According to everyone I’ve ever met, my calendaring system is precise, comprehensive, and profoundly weird. At the same time, folks tell me how absolutely much I get done (versus the how absolutely much I don’t get done, which is what I am aware of).
Thank you?
(spoiler - I’m not about to tell you how I do it, or that you should, too. This is not a how-to post.)
I don’t calendar every moment of every day, but I do have a lot of things on the calendar, because I do a lot of things. I’m a champion of moving a fleet of small intellectual or imaginary ships in the directions of their individual destinies at once.
Rather than having one or two calendars - say, home and work- I have four*. But before you fret, they’re all in the same platform and no one has access to all of them.
This works for me in part because I work for myself, or in collaboration with a number of wonderful humans who each interface with a part of my life, not the whole thing. No one has to tolerate or observe or hold space for the absolute fruit basket of my calendars.
In my nine-month old role at the hospital I share a job with a colleague. We have the same responsibilities and workload, inside of a system that is terribly erratic and evolves quickly, but we also have wildly different strategies, which is the point of this latte.
She, my sweet colleague, is a start-to-finish sort.
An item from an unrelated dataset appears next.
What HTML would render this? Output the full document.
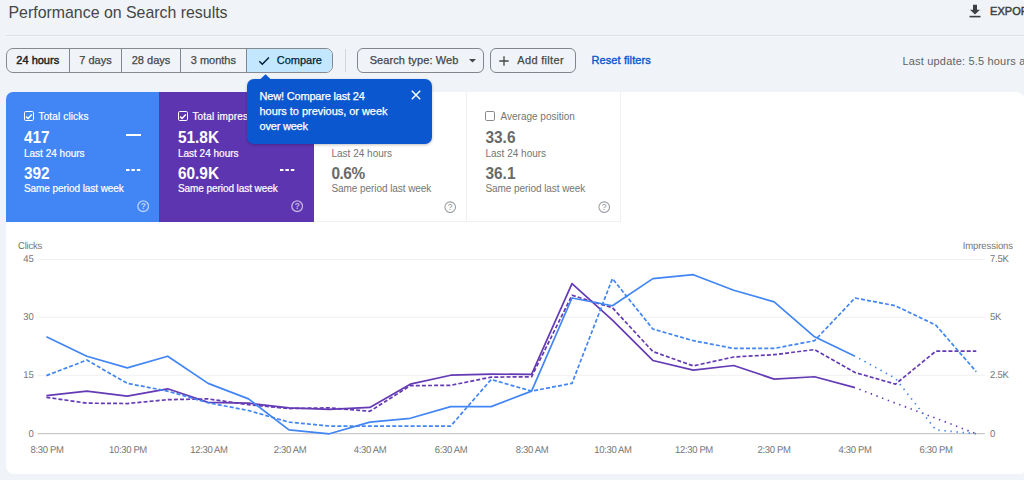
<!DOCTYPE html>
<html><head><meta charset="utf-8">
<style>
*{box-sizing:border-box;margin:0;padding:0}
html,body{width:1024px;height:480px;overflow:hidden}
body{background:#f0f4f9;font-family:"Liberation Sans",sans-serif;position:relative;color:#444746}
.abs{position:absolute;white-space:nowrap}
#title{left:8.5px;top:3px;font-size:15.9px;line-height:20px;color:#444746}
#hr{left:5.5px;top:35px;width:1019px;height:2px;background:linear-gradient(#dcdfe4 0 50%,#f4f7fb 50% 100%)}
#seg{left:5.5px;top:48px;width:327px;height:25px;border:1px solid #858a8f;border-radius:7px;overflow:hidden;background:#f0f4f9}
.sg{-webkit-text-stroke:0.25px currentColor;position:absolute;top:0;height:23px;line-height:23px;font-size:11px;text-align:center;color:#444746;border-right:1px solid #80868b}
.btn{-webkit-text-stroke:0.25px currentColor;position:absolute;top:48px;height:25px;border:1px solid #80868b;border-radius:6px;font-size:11px;line-height:23px;color:#444746}
#chartcard{left:5.5px;top:92px;width:1019px;height:382.4px;background:#fff;border-radius:8px 9px 5px 8px}
.card{position:absolute;top:92px;height:129.5px}
.card .lbl{position:absolute;font-size:10px;line-height:12px;margin-top:0.6px;white-space:nowrap}
.card .num{position:absolute;font-size:15.4px;line-height:16px;margin-top:0.9px;transform:scale(1.0,1.06);transform-origin:left bottom;font-weight:bold;white-space:nowrap}
.cb{position:absolute;width:10px;height:10px;border:1.25px solid #fff;border-radius:1.8px;margin-top:-0.5px;margin-left:-0.2px}
.help{position:absolute;width:12.4px;height:12.4px}
.yl{transform:rotate(0.03deg) scaleY(1.05);transform-origin:50% 82%;position:absolute;font-size:9.5px;line-height:10px;color:#757575;white-space:nowrap;letter-spacing:-0.2px}
.xl{transform:rotate(0.03deg) scaleY(1.05);transform-origin:50% 82%;position:absolute;top:444.9px;width:60px;text-align:center;font-size:9.5px;line-height:10px;color:#757575;white-space:nowrap;letter-spacing:-0.35px}
.wc .num{color:#696969}
.cc .lbl{-webkit-text-stroke:0.2px #fff}
</style></head><body>
<div id="title" class="abs">Performance on Search results</div>
<svg class="abs" style="left:969px;top:4px" width="12" height="14" viewBox="0 0 12 14"><path d="M4 0.8h4v5h3L6 10.6 1 5.8h3z" fill="#3c4043"/><rect x="0.5" y="11.8" width="11" height="1.6" fill="#3c4043"/></svg>
<div class="abs" style="left:990px;top:5px;font-size:11px;line-height:13px;color:#3c4043;letter-spacing:0.05px;-webkit-text-stroke:0.45px #3c4043">EXPORT</div>
<div id="hr" class="abs"></div>

<div id="seg" class="abs">
 <div class="sg" style="left:0;width:63.5px;color:#1f1f1f;-webkit-text-stroke:0.45px currentColor">24 hours</div>
 <div class="sg" style="left:63.5px;width:52px">7 days</div>
 <div class="sg" style="left:115.5px;width:59px">28 days</div>
 <div class="sg" style="left:174.5px;width:65.7px">3 months</div>
 <div class="sg" style="left:240.2px;width:86.8px;background:#c2e7ff;color:#001d35;border-right:none;text-align:left;padding-left:30px">Compare</div>
 <svg style="position:absolute;left:251px;top:7px" width="14" height="10" viewBox="0 0 14 10"><path d="M1.3 5.3 L4.3 8.2 L10.9 1.4" fill="none" stroke="#001d35" stroke-width="1.45"/></svg>
</div>
<div class="abs" style="left:345px;top:49px;width:1px;height:23px;background:#d3d7dc"></div>
<div class="btn" style="left:357px;width:127px;padding-left:11.7px;letter-spacing:0.09px">Search type: Web
 <svg style="position:absolute;left:111px;top:10px" width="7" height="4" viewBox="0 0 7 4"><path d="M0 0h7L3.5 3.6z" fill="#444746"/></svg></div>
<div class="btn" style="left:490px;width:86px;padding-left:26.3px;letter-spacing:0.32px">Add filter
 <svg style="position:absolute;left:8px;top:6.5px" width="10" height="10" viewBox="0 0 10 10"><path d="M5 0.3v9.4M0.3 5h9.4" stroke="#444746" stroke-width="1.3"/></svg></div>
<div class="abs" style="left:591.5px;top:54px;font-size:11px;line-height:13px;color:#0b57d0;letter-spacing:0.1px;-webkit-text-stroke:0.4px currentColor">Reset filters</div>
<div class="abs" style="left:902.5px;top:54.8px;font-size:11px;line-height:13px;color:#5f6368;letter-spacing:0.18px">Last update: 5.5 hours ago</div>

<div id="chartcard" class="abs"></div>

<!-- cards -->
<div class="card cc" style="left:5.5px;width:153.6px;background:#4285f4;border-radius:7px 0 0 0;color:#fff">
 <div class="cb" style="left:18.5px;top:19.5px"></div>
 <svg style="position:absolute;left:19.5px;top:20.5px" width="8" height="8" viewBox="0 0 8 8"><path d="M1.1 3.6 L3.1 5.5 L6.8 1.4" fill="none" stroke="#fff" stroke-width="1.45"/></svg>
 <div class="lbl" style="left:33.5px;top:18px"><span style="letter-spacing:0.14px;margin-left:-0.5px">Total clicks</span></div>
 <div class="num" style="left:18.5px;top:37px">417</div>
 <div class="abs" style="left:120.3px;top:41.8px;width:15.2px;height:1.9px;background:#fff"></div>
 <div class="lbl" style="left:18.5px;top:55px">Last 24 hours</div>
 <div class="num" style="left:18.5px;top:73px">392</div>
 <svg class="abs" style="left:120.3px;top:77.1px" width="15" height="2" viewBox="0 0 15 2"><path d="M0 0h3.5v1.9h-3.5zM5.4 0h3.5v1.9h-3.5zM10.8 0h3.5v1.9h-3.5z" fill="#fff"/></svg>
 <div class="lbl" style="left:18.5px;top:90px"><span style="letter-spacing:-0.07px">Same period last week</span></div>
 <svg class="help" style="left:131.2px;top:108.4px" viewBox="0 0 12.4 12.4"><circle cx="6.2" cy="6.2" r="5.35" fill="none" stroke="#b9d1fb" stroke-width="1.35"/><text x="6.2" y="9.1" font-size="8.4" font-weight="bold" text-anchor="middle" fill="#b9d1fb" font-family="Liberation Sans">?</text></svg>
</div>
<div class="card cc" style="left:159px;width:154.6px;background:#5e35b1;color:#fff">
 <div class="cb" style="left:18.95px;top:19.5px"></div>
 <svg style="position:absolute;left:19.95px;top:20.5px" width="8" height="8" viewBox="0 0 8 8"><path d="M1.1 3.6 L3.1 5.5 L6.8 1.4" fill="none" stroke="#fff" stroke-width="1.45"/></svg>
 <div class="lbl" style="left:33.95px;top:18px"><span style="letter-spacing:0.14px;margin-left:-0.5px">Total impressions</span></div>
 <div class="num" style="left:18.95px;top:37px">51.8K</div>
 <div class="lbl" style="left:18.95px;top:55px">Last 24 hours</div>
 <div class="num" style="left:18.95px;top:73px">60.9K</div>
 <svg class="abs" style="left:120.75px;top:77.1px" width="15" height="2" viewBox="0 0 15 2"><path d="M0 0h3.5v1.9h-3.5zM5.4 0h3.5v1.9h-3.5zM10.8 0h3.5v1.9h-3.5z" fill="#fff"/></svg>
 <div class="lbl" style="left:18.95px;top:90px"><span style="letter-spacing:-0.07px">Same period last week</span></div>
 <svg class="help" style="left:131.65px;top:108.4px" viewBox="0 0 12.4 12.4"><circle cx="6.2" cy="6.2" r="5.35" fill="none" stroke="#c3b3e4" stroke-width="1.35"/><text x="6.2" y="9.1" font-size="8.4" font-weight="bold" text-anchor="middle" fill="#c3b3e4" font-family="Liberation Sans">?</text></svg>
</div>
<div class="card wc" style="left:313.5px;width:153.5px;background:#fff;color:#757575;border-right:1px solid #eef0f2;border-bottom:1px solid #f0f1f3">
 <div class="lbl" style="left:18px;top:55px">Last 24 hours</div>
 <div class="num" style="left:18px;top:73px"><span style="letter-spacing:-0.5px">0.6%</span></div>
 <div class="lbl" style="left:18px;top:90px"><span style="letter-spacing:-0.07px">Same period last week</span></div>
 <svg class="help" style="left:130.9px;top:108.6px" viewBox="0 0 12.4 12.4"><circle cx="6.2" cy="6.2" r="5.3" fill="none" stroke="#979ba0" stroke-width="1.05"/><text x="6.2" y="9.1" font-size="8.4" text-anchor="middle" fill="#8a8e93" font-family="Liberation Sans">?</text></svg>
</div>
<div class="card wc" style="left:467px;width:154px;background:#fff;color:#757575;border-right:1px solid #eef0f2;border-bottom:1px solid #f0f1f3">
 <div class="cb" style="left:18.5px;top:19.5px;border-color:#8a8a8a"></div>
 <div class="lbl" style="left:33.5px;top:18px">Average position</div>
 <div class="num" style="left:18.5px;top:37px">33.6</div>
 <div class="lbl" style="left:18.5px;top:55px">Last 24 hours</div>
 <div class="num" style="left:18.5px;top:73px">36.1</div>
 <div class="lbl" style="left:18.5px;top:90px"><span style="letter-spacing:-0.07px">Same period last week</span></div>
 <svg class="help" style="left:130.9px;top:108.6px" viewBox="0 0 12.4 12.4"><circle cx="6.2" cy="6.2" r="5.3" fill="none" stroke="#979ba0" stroke-width="1.05"/><text x="6.2" y="9.1" font-size="8.4" text-anchor="middle" fill="#8a8e93" font-family="Liberation Sans">?</text></svg>
</div>

<!-- tooltip -->
<div class="abs" style="left:247px;top:79px;width:184.5px;height:65px;background:#0b57d0;border-radius:7px;box-shadow:0 1px 3px rgba(0,0,0,.25)"></div>
<svg class="abs" style="left:259px;top:74px" width="13" height="6" viewBox="0 0 13 6"><path d="M0.5 6 L6.5 0.3 L12.5 6z" fill="#0b57d0"/></svg>
<div class="abs" style="left:259.5px;top:88.8px;font-size:11px;line-height:15.2px;color:#fff;-webkit-text-stroke:0.25px #fff"><span style="letter-spacing:-0.18px">New! Compare last 24</span><br><span style="letter-spacing:-0.04px">hours to previous, or week</span><br><span style="letter-spacing:-0.2px">over week</span></div>
<svg class="abs" style="left:411px;top:89.5px" width="10" height="10" viewBox="0 0 10 10"><path d="M0.8 0.8 L9.2 9.2 M9.2 0.8 L0.8 9.2" stroke="#fff" stroke-width="1.5"/></svg>

<!-- chart -->
<div class="yl" style="left:17.8px;top:241.1px">Clicks</div>
<div class="yl" style="left:0;width:33.5px;text-align:right;top:254.4px">45</div>
<div class="yl" style="left:0;width:33.5px;text-align:right;top:312.4px">30</div>
<div class="yl" style="left:0;width:33.5px;text-align:right;top:370.4px">15</div>
<div class="yl" style="left:0;width:33.5px;text-align:right;top:429.1px">0</div>
<div class="yl" style="left:913px;width:100px;text-align:right;top:241.1px;letter-spacing:-0.08px">Impressions</div>
<div class="yl" style="left:990.3px;top:254.4px">7.5K</div>
<div class="yl" style="left:990.3px;top:312.4px">5K</div>
<div class="yl" style="left:990.3px;top:370.4px">2.5K</div>
<div class="yl" style="left:990.3px;top:429.1px">0</div>
<div class="xl" style="left:17.1px">8:30 PM</div><div class="xl" style="left:97.9px">10:30 PM</div><div class="xl" style="left:178.7px">12:30 AM</div><div class="xl" style="left:259.5px">2:30 AM</div><div class="xl" style="left:340.3px">4:30 AM</div><div class="xl" style="left:421.1px">6:30 AM</div><div class="xl" style="left:501.9px">8:30 AM</div><div class="xl" style="left:582.7px">10:30 AM</div><div class="xl" style="left:663.5px">12:30 PM</div><div class="xl" style="left:744.3px">2:30 PM</div><div class="xl" style="left:825.1px">4:30 PM</div><div class="xl" style="left:905.9px">6:30 PM</div>
<svg class="abs" style="left:0;top:0" width="1024" height="480" viewBox="0 0 1024 480">
 <g stroke="#f1f1f1" stroke-width="1">
  <line x1="37.5" x2="985" y1="259.4" y2="259.4"/>
  <line x1="37.5" x2="985" y1="317.3" y2="317.3"/>
  <line x1="37.5" x2="985" y1="375.3" y2="375.3"/>
 </g>
 <line x1="37.5" x2="985" y1="433.7" y2="433.7" stroke="#bdbdbd" stroke-width="1"/>
 <g fill="none" stroke-width="1.7" stroke-linejoin="round">
  <path d="M46.4,397.33 L86.83,403.15 L127.26,403.54 L167.69,399.66 L208.12,398.88 L248.55,404.7 L288.98,408.58 L329.41,407.8 L369.84,411.3 L410.27,385.69 L450.7,385.3 L491.13,377.15 L531.56,376.76 L571.99,295.28 L612.42,307.7 L652.85,351.54 L693.28,365.9 L733.71,356.98 L774.14,354.65 L814.57,349.6 L855.0,372.5 L895.43,384.14 L935.86,351.16 L976.29,351.16" stroke="#643ab5" stroke-dasharray="4 2.1"/>
  <path d="M46.4,395.66 L86.83,391.12 L127.26,396.16 L167.69,388.79 L208.12,402.37 L248.55,403.15 L288.98,407.8 L329.41,409.36 L369.84,407.42 L410.27,384.14 L450.7,375.21 L491.13,374.05 L531.56,374.44 L571.99,283.64 L612.42,320.12 L652.85,360.47 L693.28,370.17 L733.71,365.51 L774.14,379.09 L814.57,376.76 L855.0,387.63" stroke="#643ab5"/>
  <path d="M855.0,387.63 L895.43,403.15 L935.86,418.28 L976.29,433.8" stroke="#643ab5" stroke-dasharray="1.4 4.68" stroke-dashoffset="1.4"/>
  <path d="M46.4,375.6 L86.83,360.08 L127.26,383.36 L167.69,391.12 L208.12,402.76 L248.55,410.52 L288.98,422.16 L329.41,426.04 L369.84,426.04 L410.27,426.04 L450.7,426.04 L491.13,379.48 L531.56,391.12 L571.99,383.36 L612.42,278.6 L652.85,329.04 L693.28,340.68 L733.71,348.44 L774.14,348.44 L814.57,340.68 L855.0,298.0 L895.43,305.76 L935.86,325.16 L976.29,371.72" stroke="#4285f4" stroke-dasharray="4 2.1"/>
  <path d="M46.4,336.8 L86.83,356.2 L127.26,367.84 L167.69,356.2 L208.12,383.36 L248.55,398.88 L288.98,429.92 L329.41,433.8 L369.84,422.16 L410.27,418.28 L450.7,406.64 L491.13,406.64 L531.56,391.12 L571.99,298.0 L612.42,305.76 L652.85,278.6 L693.28,274.72 L733.71,290.24 L774.14,301.88 L814.57,336.8 L855.0,356.2" stroke="#4285f4"/>
  <path d="M855.0,356.2 L895.43,378.32 L935.86,429.92 L976.29,433.8" stroke="#4285f4" stroke-dasharray="1.4 4.68" stroke-dashoffset="1.4"/>
 </g>
</svg>
</body></html>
She’ll grab a task by the horns and wrangle it all the way into the stable through rain or snow. One horse at a time, one step at a time. Start. Finish.
My strategy is to get a critter to a landmark on the way to the barn, when I pick up the last one and move it sideways, and then grab the branch that needs to go with me… I pivot and continue along.
Her day is A-B-C-D and mine is A-D-F-L-Q-A-B-D-D-L-R-A. I can’t say that either of us gets more done, exactly, but that we get things done differently and I feel some modest degree of shame in my way.
Is this multitasking? No, not precisely. I think of it as micro tasking with a conservation of steps or resources which goes quite well so long as most things get to (or close to) completion. Perhaps you do this? Take the shoes from the front door to the bottom of the stairs (but not up and into the closet), then grab the trash from the bathroom and move it into the laundry room (add the dryer lint), grab the stack of clean folded clothes from the dryer to take upstairs and grab the door shoes from the steps to take with you, leaving the trashcan at the bottom of the steps.